Doch auch vor der Eröffnung einer Filiale der Modekette H&M im Jahr 2013 und des Marien Carrées (2019) waren viele Menschen zunächst skeptisch, wie Silvio Witt bestätigt. Der Oberbürgermeister erinnert sich: „Als 2013 H&M kam, war die Kritik lautstark, jetzt geht die Innenstadt kaputt. Das genaue Gegenteil ist passiert.“ Das Management zwischen kleinen, mittleren und großen Flächen sei in der Innenstadt gut. „Beim Marien-Carree war ich mir sicher, dass das funktionieren wird. Anders als vorher das Hotel kommuniziert dieses Gebäude mit dem Marktplatz.
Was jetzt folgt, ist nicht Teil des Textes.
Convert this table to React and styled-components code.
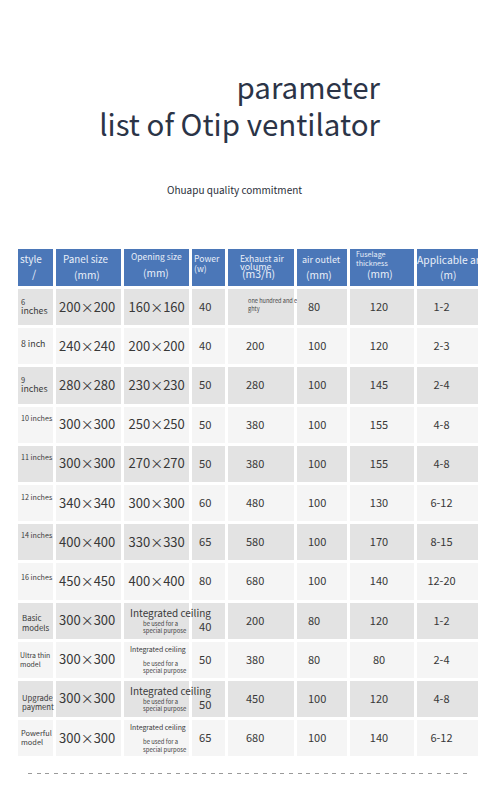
import React from "react";
import styled, { createGlobalStyle } from "styled-components";

const GlobalStyle = createGlobalStyle`
  html, body { margin: 0; padding: 0; background: #ffffff; }
  body { font-family: "Noto Sans CJK SC", "Noto Sans", sans-serif; color: #333; }
`;

const Page = styled.div`
  width: 498px;
  min-height: 800px;
  background: #fff;
  display: flex;
  flex-direction: column;
`;

const TitleBlock = styled.h1`
  margin: 0;
  padding: 68px 118px 0 0;
  text-align: right;
  font-weight: 400;
  font-size: 29.5px;
  line-height: 37px;
  color: #2b3447;
  letter-spacing: 0;
`;

const TitleLine = styled.div``;

const Subtitle = styled.div`
  margin: 41px 0 0 0;
  padding-left: 167px;
  font-size: 10px;
  line-height: 14px;
  color: #2a2f3a;
`;

const Grid = styled.div`
  margin: 52px 0 0 18px;
  width: 460px;
  display: grid;
  grid-template-columns: 35px 65px 65px 33px 66px 50px 64px 61px;
  grid-auto-rows: 36.2px;
  grid-template-rows: 37px;
  gap: 3px;
`;

const HeadCell = styled.div`
  background: #4b77b8;
  color: #e9eff9;
  overflow: hidden;
  display: flex;
  flex-direction: column;
  padding-top: ${(p) => p.$pt || 0}px;
  padding-left: ${(p) => p.$pl || 0}px;
  white-space: nowrap;
`;

const HeadLine = styled.span`
  display: block;
  font-size: ${(p) => p.$size}px;
  line-height: ${(p) => p.$lh}px;
  padding-left: ${(p) => p.$indent || 0}px;
`;

const Cell = styled.div`
  background: ${(p) => (p.$alt ? "#f5f5f5" : "#e3e3e3")};
  display: flex;
  align-items: center;
  justify-content: ${(p) => p.$justify || "flex-start"};
  padding-left: ${(p) => p.$pl || 0}px;
  padding-right: ${(p) => p.$pr || 0}px;
  padding-top: ${(p) => p.$pt || 0}px;
  padding-bottom: ${(p) => (p.$pb === undefined ? 2 : p.$pb)}px;
  font-size: ${(p) => p.$size || 11}px;
  color: #383838;
  white-space: nowrap;
  box-sizing: border-box;
  min-width: 0;
`;

const OverCell = styled(Cell)`
  position: relative;
  z-index: 1;
  flex-direction: column;
  align-items: flex-start;
  justify-content: center;
`;

const LabelBox = styled.div`
  display: flex;
  flex-direction: column;
  margin-bottom: ${(p) => p.$lift || 0}px;
`;

const LabelLine = styled.span`
  font-size: ${(p) => p.$size}px;
  line-height: ${(p) => p.$size + 1.5}px;
  color: #3a3a3a;
  white-space: nowrap;
`;

const TinyText = styled.span`
  display: block;
  font-size: 5.6px;
  line-height: 8px;
  color: #444;
`;

const CeilTitle = styled.span`
  font-size: ${(p) => (p.$big ? 10 : 6.9)}px;
  line-height: ${(p) => (p.$big ? 12 : 9)}px;
  margin-bottom: ${(p) => (p.$big ? 1 : 6)}px;
  color: #3a3a3a;
`;

const CeilSub = styled.span`
  font-size: 5.9px;
  line-height: 7.5px;
  padding-left: 13px;
  color: #444;
`;

const Dashed = styled.div`
  margin: 17px 0 0 28px;
  width: 444px;
  height: 1px;
  background: repeating-linear-gradient(to right, #9a9a9a 0 4px, transparent 4px 8.7px);
`;

const rows = [
  { label: [["6", 7.5], ["inches", 8.8]], lift: 0, a: "200×200", b: "160×160", p: "40", v: "tiny", o: "80", t: "120", r: "1-2" },
  { label: [["8 inch", 8.8]], lift: 4, a: "240×240", b: "200×200", p: "40", v: "200", o: "100", t: "120", r: "2-3" },
  { label: [["9", 7.5], ["inches", 8.8]], lift: 2, a: "280×280", b: "230×230", p: "50", v: "280", o: "100", t: "145", r: "2-4" },
  { label: [["10 inches", 7.2]], lift: 12, shift: 0, a: "300×300", b: "250×250", p: "50", v: "380", o: "100", t: "155", r: "4-8" },
  { label: [["11 inches", 7.2]], lift: 12, shift: 0, a: "300×300", b: "270×270", p: "50", v: "380", o: "100", t: "155", r: "4-8" },
  { label: [["12 inches", 7.2]], lift: 11, shift: 0, a: "340×340", b: "300×300", p: "60", v: "480", o: "100", t: "130", r: "6-12" },
  { label: [["14 inches", 7.2]], lift: 14, shift: 0, a: "400×400", b: "330×330", p: "65", v: "580", o: "100", t: "170", r: "8-15" },
  { label: [["16 inches", 7.2]], lift: 8, shift: 0, a: "450×450", b: "400×400", p: "80", v: "680", o: "100", t: "140", r: "12-20" },
  { label: [["Basic", 7.9], ["models", 7.9]], lift: -4, shift: 1, a: "300×300", ceil: "big", p: "40", pDown: true, v: "200", o: "80", t: "120", r: "1-2" },
  { label: [["Ultra thin", 6.9], ["model", 6.9]], lift: 0, shift: -1, a: "300×300", ceil: "small", p: "50", v: "380", o: "80", t: "80", r: "2-4" },
  { label: [["Upgrade", 7.7], ["payment", 7.7]], lift: -6, shift: 1, a: "300×300", ceil: "big", p: "50", pDown: true, v: "450", o: "100", t: "120", r: "4-8" },
  { label: [["Powerful", 7.4], ["model", 7.4]], lift: 0, shift: 0, a: "300×300", ceil: "small", p: "65", v: "680", o: "100", t: "140", r: "6-12" },
];

function Ceiling({ big, alt }) {
  return (
    <OverCell $alt={alt} $pl={6} $pb={0}>
      <CeilTitle $big={big}>Integrated ceiling</CeilTitle>
      <CeilSub>be used for a</CeilSub>
      <CeilSub>special purpose</CeilSub>
    </OverCell>
  );
}

export default function App() {
  return (
    <Page>
      <GlobalStyle />
      <TitleBlock>
        <TitleLine>parameter</TitleLine>
        <TitleLine>list of Otip ventilator</TitleLine>
      </TitleBlock>
      <Subtitle>Ohuapu quality commitment</Subtitle>
      <Grid>
        <HeadCell $pt={3} $pl={2}>
          <HeadLine $size={10} $lh={14}>style</HeadLine>
          <HeadLine $size={10.5} $lh={16} $indent={12}>/</HeadLine>
        </HeadCell>
        <HeadCell $pt={3} $pl={7}>
          <HeadLine $size={9.8} $lh={14}>Panel size</HeadLine>
          <HeadLine $size={10.2} $lh={18} $indent={11}>(mm)</HeadLine>
        </HeadCell>
        <HeadCell $pt={2} $pl={7}>
          <HeadLine $size={8.5} $lh={11}>Opening size</HeadLine>
          <HeadLine $size={10.2} $lh={22} $indent={12}>(mm)</HeadLine>
        </HeadCell>
        <HeadCell $pt={4} $pl={2}>
          <HeadLine $size={8.6} $lh={10}>Power</HeadLine>
          <HeadLine $size={8.6} $lh={10}>(w)</HeadLine>
        </HeadCell>
        <HeadCell $pt={4} $pl={12}>
          <HeadLine $size={8.6} $lh={10}>Exhaust air</HeadLine>
          <HeadLine $size={9} $lh={7}>volume</HeadLine>
          <HeadLine $size={10.5} $lh={8} $indent={2}>(m3/h)</HeadLine>
        </HeadCell>
        <HeadCell $pt={4} $pl={5}>
          <HeadLine $size={9} $lh={13}>air outlet</HeadLine>
          <HeadLine $size={10.2} $lh={18} $indent={4}>(mm)</HeadLine>
        </HeadCell>
        <HeadCell $pt={1} $pl={6}>
          <HeadLine $size={7.2} $lh={9}>Fuselage</HeadLine>
          <HeadLine $size={7.2} $lh={9}>thickness</HeadLine>
          <HeadLine $size={10.2} $lh={12} $indent={11}>(mm)</HeadLine>
        </HeadCell>
        <HeadCell $pt={4} $pl={0}>
          <HeadLine $size={10.3} $lh={13}>Applicable area</HeadLine>
          <HeadLine $size={10.2} $lh={18} $indent={23}>(m)</HeadLine>
        </HeadCell>

        {rows.map((r, i) => {
          const alt = i % 2 === 1;
          return (
            <React.Fragment key={i}>
              <Cell $alt={alt} $pl={3 + (r.shift || 0)} $pb={0}>
                <LabelBox $lift={r.lift}>
                  {r.label.map(([t, s], k) => (
                    <LabelLine key={k} $size={s}>{t}</LabelLine>
                  ))}
                </LabelBox>
              </Cell>
              <Cell $alt={alt} $pl={3} $size={13}>{r.a}</Cell>
              {r.ceil ? (
                <Ceiling big={r.ceil === "big"} alt={alt} />
              ) : (
                <Cell $alt={alt} $pl={4.5} $size={13}>{r.b}</Cell>
              )}
              <Cell $alt={alt} $pl={7} $size={11.2} $pt={r.pDown ? 12 : 0}>{r.p}</Cell>
              {r.v === "tiny" ? (
                <Cell $alt={alt} $pl={20} $pb={4}>
                  <div>
                    <TinyText>one hundred and ei</TinyText>
                    <TinyText>ghty</TinyText>
                  </div>
                </Cell>
              ) : (
                <Cell $alt={alt} $pl={18}>{r.v}</Cell>
              )}
              <Cell $alt={alt} $pl={11}>{r.o}</Cell>
              <Cell $alt={alt} $justify="center" $pr={6}>{r.t}</Cell>
              <Cell $alt={alt} $justify="center" $pr={12}>{r.r}</Cell>
            </React.Fragment>
          );
        })}
      </Grid>
      <Dashed />
    </Page>
  );
}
Es wird lebendiger Handel betrieben“, so Witt weiter.
Italienisches Eis gibt es auf die Hand
Michael Schröder empfiehlt den Besuch des Eiscafés „Venezia“. „Herr Daniello bringt die erfrischende italienische Art in die Viertorestadt.“ Bei Daniello gibt es auch ein italienisches Eis auf die Hand, bevor es ein paar Schritte weitergeht zur Marienkirche, die der Citymanager die „aufregendste Konzertkirche Norddeutschlands“ nennt. Die Backsteinkirche, deren Wurzeln bis in das 13. Jahrhundert zurückreichen, brannte am 29. April 1945 bis auf die vier Außenwände ab. 1975 begann der Wiederaufbau zur Konzertkirche Neubrandenburg.

Die zwei Millionen teure Orgel wurde der Stadt übrigens vom Neubrandenburger Unternehmer Günther Weber geschenkt! Übrigens kann man für einen atemberaubenden Ausblick per Fahrstuhl auf den 90 Meter hohen Turm fahren und sich noch einmal einen Überblick verschaffen über die Stadt der vier Tore.